REQUIRED WORK
Leave out any pictures and transcribe all other data below exactly.

====== AVAILABLE DATA

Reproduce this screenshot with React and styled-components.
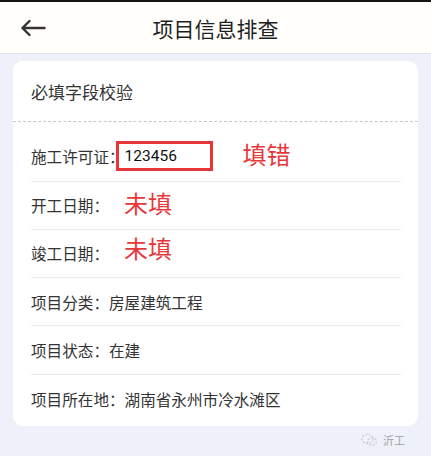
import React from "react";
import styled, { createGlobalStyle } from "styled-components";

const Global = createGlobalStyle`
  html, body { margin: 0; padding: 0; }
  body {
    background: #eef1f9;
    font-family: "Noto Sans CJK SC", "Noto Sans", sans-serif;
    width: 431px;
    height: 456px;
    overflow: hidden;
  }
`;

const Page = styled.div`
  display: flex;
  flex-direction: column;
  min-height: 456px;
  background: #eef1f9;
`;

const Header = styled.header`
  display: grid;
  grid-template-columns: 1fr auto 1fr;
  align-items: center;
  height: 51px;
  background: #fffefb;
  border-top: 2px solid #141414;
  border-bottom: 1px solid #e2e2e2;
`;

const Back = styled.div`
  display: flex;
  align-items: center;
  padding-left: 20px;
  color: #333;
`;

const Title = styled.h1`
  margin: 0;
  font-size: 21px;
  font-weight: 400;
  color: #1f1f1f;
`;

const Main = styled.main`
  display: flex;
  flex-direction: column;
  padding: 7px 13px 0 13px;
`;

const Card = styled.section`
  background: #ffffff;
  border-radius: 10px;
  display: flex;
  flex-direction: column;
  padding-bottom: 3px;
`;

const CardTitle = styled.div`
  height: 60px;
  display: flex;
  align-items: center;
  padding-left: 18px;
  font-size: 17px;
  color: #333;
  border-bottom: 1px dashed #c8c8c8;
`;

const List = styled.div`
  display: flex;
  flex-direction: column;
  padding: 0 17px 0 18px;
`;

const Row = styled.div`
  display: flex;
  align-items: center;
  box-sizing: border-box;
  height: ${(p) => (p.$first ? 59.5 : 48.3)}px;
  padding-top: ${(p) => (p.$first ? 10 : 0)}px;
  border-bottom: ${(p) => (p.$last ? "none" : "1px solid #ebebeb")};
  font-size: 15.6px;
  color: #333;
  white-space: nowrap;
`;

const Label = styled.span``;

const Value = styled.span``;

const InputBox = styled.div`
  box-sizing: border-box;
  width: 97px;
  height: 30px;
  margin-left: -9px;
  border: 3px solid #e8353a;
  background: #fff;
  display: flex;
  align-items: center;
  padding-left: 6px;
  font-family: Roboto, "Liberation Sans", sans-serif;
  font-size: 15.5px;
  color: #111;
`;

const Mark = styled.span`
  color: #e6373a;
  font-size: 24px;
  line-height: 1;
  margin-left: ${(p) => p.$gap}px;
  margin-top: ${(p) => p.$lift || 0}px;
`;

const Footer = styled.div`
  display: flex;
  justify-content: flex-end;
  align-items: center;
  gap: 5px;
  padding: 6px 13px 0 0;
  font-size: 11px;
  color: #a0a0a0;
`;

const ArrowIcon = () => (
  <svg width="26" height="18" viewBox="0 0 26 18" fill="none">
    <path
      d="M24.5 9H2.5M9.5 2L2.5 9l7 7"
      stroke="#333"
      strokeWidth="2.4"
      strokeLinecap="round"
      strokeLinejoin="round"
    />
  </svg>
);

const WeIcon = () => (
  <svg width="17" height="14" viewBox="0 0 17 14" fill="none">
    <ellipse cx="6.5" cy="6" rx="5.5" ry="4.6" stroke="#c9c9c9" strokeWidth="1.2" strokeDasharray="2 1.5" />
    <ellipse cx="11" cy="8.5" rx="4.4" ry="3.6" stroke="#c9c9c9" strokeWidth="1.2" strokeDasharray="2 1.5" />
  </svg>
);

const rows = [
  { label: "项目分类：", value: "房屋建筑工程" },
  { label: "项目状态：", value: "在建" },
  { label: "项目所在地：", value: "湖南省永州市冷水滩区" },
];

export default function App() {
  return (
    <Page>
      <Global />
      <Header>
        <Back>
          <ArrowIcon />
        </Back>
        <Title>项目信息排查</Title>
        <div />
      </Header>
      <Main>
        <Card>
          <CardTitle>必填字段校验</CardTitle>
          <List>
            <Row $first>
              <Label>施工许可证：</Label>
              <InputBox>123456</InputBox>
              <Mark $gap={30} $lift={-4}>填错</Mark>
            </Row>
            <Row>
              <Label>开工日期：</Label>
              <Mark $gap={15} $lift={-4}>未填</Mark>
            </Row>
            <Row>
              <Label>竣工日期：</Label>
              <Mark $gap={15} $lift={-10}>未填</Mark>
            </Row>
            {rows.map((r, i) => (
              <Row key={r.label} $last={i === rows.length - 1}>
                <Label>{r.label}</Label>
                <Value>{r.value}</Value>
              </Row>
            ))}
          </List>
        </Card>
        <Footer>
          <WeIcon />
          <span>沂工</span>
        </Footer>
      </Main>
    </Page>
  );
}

============

EXERCISE OUTPUT
Reproduce this screenshot with React and styled-components.
import React from "react";
import styled, { createGlobalStyle } from "styled-components";

const Global = createGlobalStyle`
  html, body { margin: 0; padding: 0; }
  body {
    background: #eef1f9;
    font-family: "Noto Sans CJK SC", "Noto Sans", sans-serif;
    width: 431px;
    height: 456px;
    overflow: hidden;
  }
`;

const Page = styled.div`
  display: flex;
  flex-direction: column;
  min-height: 456px;
  background: #eef1f9;
`;

const Header = styled.header`
  display: grid;
  grid-template-columns: 1fr auto 1fr;
  align-items: center;
  height: 51px;
  background: #fffefb;
  border-top: 2px solid #141414;
  border-bottom: 1px solid #e2e2e2;
`;

const Back = styled.div`
  display: flex;
  align-items: center;
  padding-left: 20px;
  color: #333;
`;

const Title = styled.h1`
  margin: 0;
  font-size: 21px;
  font-weight: 400;
  color: #1f1f1f;
`;

const Main = styled.main`
  display: flex;
  flex-direction: column;
  padding: 7px 13px 0 13px;
`;

const Card = styled.section`
  background: #ffffff;
  border-radius: 10px;
  display: flex;
  flex-direction: column;
  padding-bottom: 3px;
`;

const CardTitle = styled.div`
  height: 60px;
  display: flex;
  align-items: center;
  padding-left: 18px;
  font-size: 17px;
  color: #333;
  border-bottom: 1px dashed #c8c8c8;
`;

const List = styled.div`
  display: flex;
  flex-direction: column;
  padding: 0 17px 0 18px;
`;

const Row = styled.div`
  display: flex;
  align-items: center;
  box-sizing: border-box;
  height: ${(p) => (p.$first ? 59.5 : 48.3)}px;
  padding-top: ${(p) => (p.$first ? 10 : 0)}px;
  border-bottom: ${(p) => (p.$last ? "none" : "1px solid #ebebeb")};
  font-size: 15.6px;
  color: #333;
  white-space: nowrap;
`;

const Label = styled.span``;

const Value = styled.span``;

const InputBox = styled.div`
  box-sizing: border-box;
  width: 97px;
  height: 30px;
  margin-left: -9px;
  border: 3px solid #e8353a;
  background: #fff;
  display: flex;
  align-items: center;
  padding-left: 6px;
  font-family: Roboto, "Liberation Sans", sans-serif;
  font-size: 15.5px;
  color: #111;
`;

const Mark = styled.span`
  color: #e6373a;
  font-size: 24px;
  line-height: 1;
  margin-left: ${(p) => p.$gap}px;
  margin-top: ${(p) => p.$lift || 0}px;
`;

const Footer = styled.div`
  display: flex;
  justify-content: flex-end;
  align-items: center;
  gap: 5px;
  padding: 6px 13px 0 0;
  font-size: 11px;
  color: #a0a0a0;
`;

const ArrowIcon = () => (
  <svg width="26" height="18" viewBox="0 0 26 18" fill="none">
    <path
      d="M24.5 9H2.5M9.5 2L2.5 9l7 7"
      stroke="#333"
      strokeWidth="2.4"
      strokeLinecap="round"
      strokeLinejoin="round"
    />
  </svg>
);

const WeIcon = () => (
  <svg width="17" height="14" viewBox="0 0 17 14" fill="none">
    <ellipse cx="6.5" cy="6" rx="5.5" ry="4.6" stroke="#c9c9c9" strokeWidth="1.2" strokeDasharray="2 1.5" />
    <ellipse cx="11" cy="8.5" rx="4.4" ry="3.6" stroke="#c9c9c9" strokeWidth="1.2" strokeDasharray="2 1.5" />
  </svg>
);

const rows = [
  { label: "项目分类：", value: "房屋建筑工程" },
  { label: "项目状态：", value: "在建" },
  { label: "项目所在地：", value: "湖南省永州市冷水滩区" },
];

export default function App() {
  return (
    <Page>
      <Global />
      <Header>
        <Back>
          <ArrowIcon />
        </Back>
        <Title>项目信息排查</Title>
        <div />
      </Header>
      <Main>
        <Card>
          <CardTitle>必填字段校验</CardTitle>
          <List>
            <Row $first>
              <Label>施工许可证：</Label>
              <InputBox>123456</InputBox>
              <Mark $gap={30} $lift={-4}>填错</Mark>
            </Row>
            <Row>
              <Label>开工日期：</Label>
              <Mark $gap={15} $lift={-4}>未填</Mark>
            </Row>
            <Row>
              <Label>竣工日期：</Label>
              <Mark $gap={15} $lift={-10}>未填</Mark>
            </Row>
            {rows.map((r, i) => (
              <Row key={r.label} $last={i === rows.length - 1}>
                <Label>{r.label}</Label>
                <Value>{r.value}</Value>
              </Row>
            ))}
          </List>
        </Card>
        <Footer>
          <WeIcon />
          <span>沂工</span>
        </Footer>
      </Main>
    </Page>
  );
}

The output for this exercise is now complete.